▶ DIRECTIONS:
Extract each line bearing the word "this".

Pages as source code
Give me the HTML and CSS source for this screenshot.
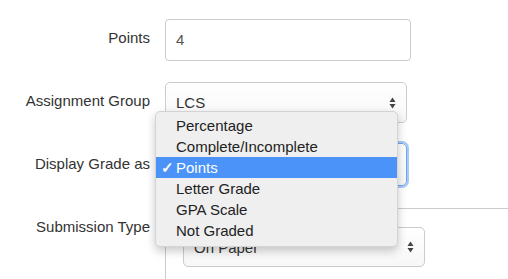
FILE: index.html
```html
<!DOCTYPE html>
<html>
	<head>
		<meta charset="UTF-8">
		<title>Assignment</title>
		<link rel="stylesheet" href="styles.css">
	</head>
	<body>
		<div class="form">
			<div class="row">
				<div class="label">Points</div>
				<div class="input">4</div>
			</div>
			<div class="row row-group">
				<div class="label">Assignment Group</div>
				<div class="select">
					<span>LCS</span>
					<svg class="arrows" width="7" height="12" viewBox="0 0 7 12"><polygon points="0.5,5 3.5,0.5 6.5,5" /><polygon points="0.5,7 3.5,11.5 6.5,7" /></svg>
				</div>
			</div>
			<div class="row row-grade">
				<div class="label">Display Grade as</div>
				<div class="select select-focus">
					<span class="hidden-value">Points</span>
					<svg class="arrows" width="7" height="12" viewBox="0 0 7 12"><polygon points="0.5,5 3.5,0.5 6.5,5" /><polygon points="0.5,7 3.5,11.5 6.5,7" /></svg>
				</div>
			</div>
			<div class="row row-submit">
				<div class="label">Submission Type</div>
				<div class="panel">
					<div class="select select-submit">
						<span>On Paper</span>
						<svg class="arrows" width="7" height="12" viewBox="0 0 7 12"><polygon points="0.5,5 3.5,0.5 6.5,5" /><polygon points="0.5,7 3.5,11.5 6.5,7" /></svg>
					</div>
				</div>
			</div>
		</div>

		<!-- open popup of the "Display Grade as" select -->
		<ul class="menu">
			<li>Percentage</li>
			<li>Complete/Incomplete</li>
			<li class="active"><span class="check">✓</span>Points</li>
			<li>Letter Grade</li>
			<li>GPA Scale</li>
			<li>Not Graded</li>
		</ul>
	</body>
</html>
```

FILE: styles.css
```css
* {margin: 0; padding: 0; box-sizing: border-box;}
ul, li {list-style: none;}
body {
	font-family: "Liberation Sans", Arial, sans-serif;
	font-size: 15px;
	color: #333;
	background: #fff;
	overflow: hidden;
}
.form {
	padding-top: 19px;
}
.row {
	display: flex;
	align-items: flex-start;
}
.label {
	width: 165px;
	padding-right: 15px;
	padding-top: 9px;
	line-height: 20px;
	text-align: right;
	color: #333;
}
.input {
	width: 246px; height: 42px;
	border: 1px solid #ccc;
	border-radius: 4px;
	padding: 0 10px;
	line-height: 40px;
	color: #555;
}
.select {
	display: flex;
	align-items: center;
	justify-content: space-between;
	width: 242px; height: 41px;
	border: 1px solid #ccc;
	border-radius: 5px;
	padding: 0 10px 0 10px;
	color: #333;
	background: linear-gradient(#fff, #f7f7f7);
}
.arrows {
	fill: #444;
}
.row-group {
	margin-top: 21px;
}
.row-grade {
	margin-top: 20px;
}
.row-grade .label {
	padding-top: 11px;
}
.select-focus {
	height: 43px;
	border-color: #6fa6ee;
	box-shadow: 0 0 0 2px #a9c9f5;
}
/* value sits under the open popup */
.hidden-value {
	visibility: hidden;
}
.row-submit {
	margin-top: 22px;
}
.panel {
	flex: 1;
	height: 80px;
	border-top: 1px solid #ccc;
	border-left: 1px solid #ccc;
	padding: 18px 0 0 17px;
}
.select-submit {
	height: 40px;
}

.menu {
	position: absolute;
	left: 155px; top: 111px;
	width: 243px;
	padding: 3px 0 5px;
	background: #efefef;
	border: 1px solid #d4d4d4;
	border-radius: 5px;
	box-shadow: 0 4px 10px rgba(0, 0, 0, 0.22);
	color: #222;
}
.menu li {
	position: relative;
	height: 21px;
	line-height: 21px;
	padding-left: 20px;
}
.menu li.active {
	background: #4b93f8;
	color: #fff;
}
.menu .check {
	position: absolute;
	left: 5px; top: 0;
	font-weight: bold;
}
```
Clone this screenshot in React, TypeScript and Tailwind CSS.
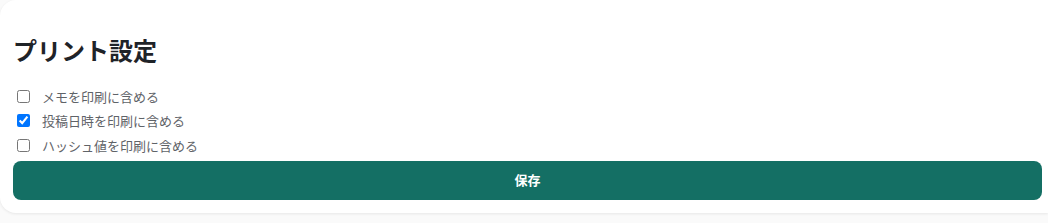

▶ RESULT OF THE TASK:
Give me the HTML and CSS source for this screenshot.
Clone this screenshot in React, TypeScript and Tailwind CSS.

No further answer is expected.